When someone refers a student for EL services, Cosgrove conducts virtual testing. She helps the parents set up a Zoom meeting, where she tests students’ ability to read and speak English. So far this year, the district has added 86 students to its EL program.
Those students receive instruction from both their classroom teachers and EL teachers, who focus on interactive lessons to engage students.
“We’d prefer to be with our students, but teachers have done amazing work to connect with their families,” Cosgrove said.
A district website for families can be translated into dozens of languages. A new telephone translating service helps the district with 350 languages. The district also uses translators: eight for Spanish, one for Nepali and one for Swahili, and created tutorial videos in those languages.
Cosgrove knows that when students eventually return to the classroom, they likely will need remedial support.
“We will adapt,” Cosgrove said. “This is new to everyone, and everyone has been creative.”
In Shabani’s West Scranton apartment, brightly colored tapestry hangs on the walls, and the lone Chromebook for her two sons sits charging on the coffee table. Francois Muzaliwa, 9, and Luka Janvier, 6, take turns listening to the day’s lessons.
Congolese refugees began arriving to Scranton about four years ago, after fleeing violence and living in refugee camps. Robert Kazinga, a refugee who hopes to find a place to hold worship services for the Union of Jesus Christ Church he founded, helps translate for families. He estimates about 20 Congolese families now live in Scranton, some brought here through a contract with the U.S. State Department. Others moved here after living in another U.S. city.
The Congolese are the latest refugee group to call Scranton home. The Bhutanese-Nepali refugee population, which advocates believe has decreased since reaching nearly 1,500 people five years ago, have opened businesses, bought homes and now help other refugees new to the city.
Since 2004, until the program ended last year because of low arrivals of refugees, Catholic Social Services helped 1,879 refugees relocate to Scranton, Sarner said.

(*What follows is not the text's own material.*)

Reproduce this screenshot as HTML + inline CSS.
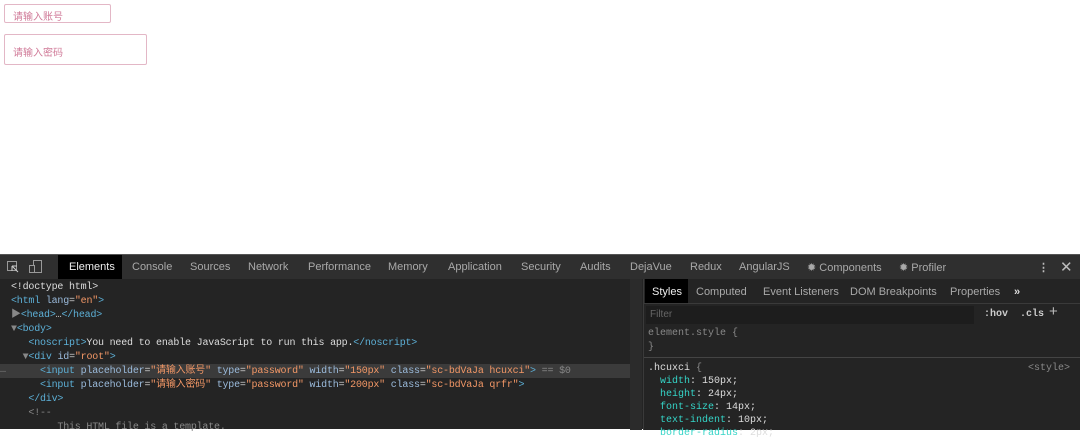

The district has also seen a recent growth in students from India. This follows more than 100 students moving to Scranton from Puerto Rico after Hurricane Maria devastated the island territory in 2017.
Several community organizations seek to help those new to Scranton, including Catholic Social Services, which attempts to connect families with resources.
Dealing with the pandemic, especially virtual learning, has become the refugees’ greatest struggle in the U.S., Sarner said. Some refugees lost their jobs because of the pandemic, and families often suffer from food insecurity, unsure of where to turn for help. Even though the school district offers free breakfasts and lunches for children, the food is not typically what Africans would eat, Kazinga said.
A shortage of laptops for Scranton students has also created challenges. With the district’s remaining order of 8,300 laptops delayed until December, siblings must continue to share one Chromebook. Sarner said some families have five or six children and one laptop to use.
Despite the challenges now, Sarner knows the families will have the strength to persevere.
“They are happy they are able to work. They have freedom,” Sarner said. “If you ask them, you will see they’re happy, even though they are our most neglected community.”
Shabani, grateful for the chance to live in Scranton, wants to see her children grow and thrive.
“This is really hard,” she said. “The best thing for them would be to go to school.”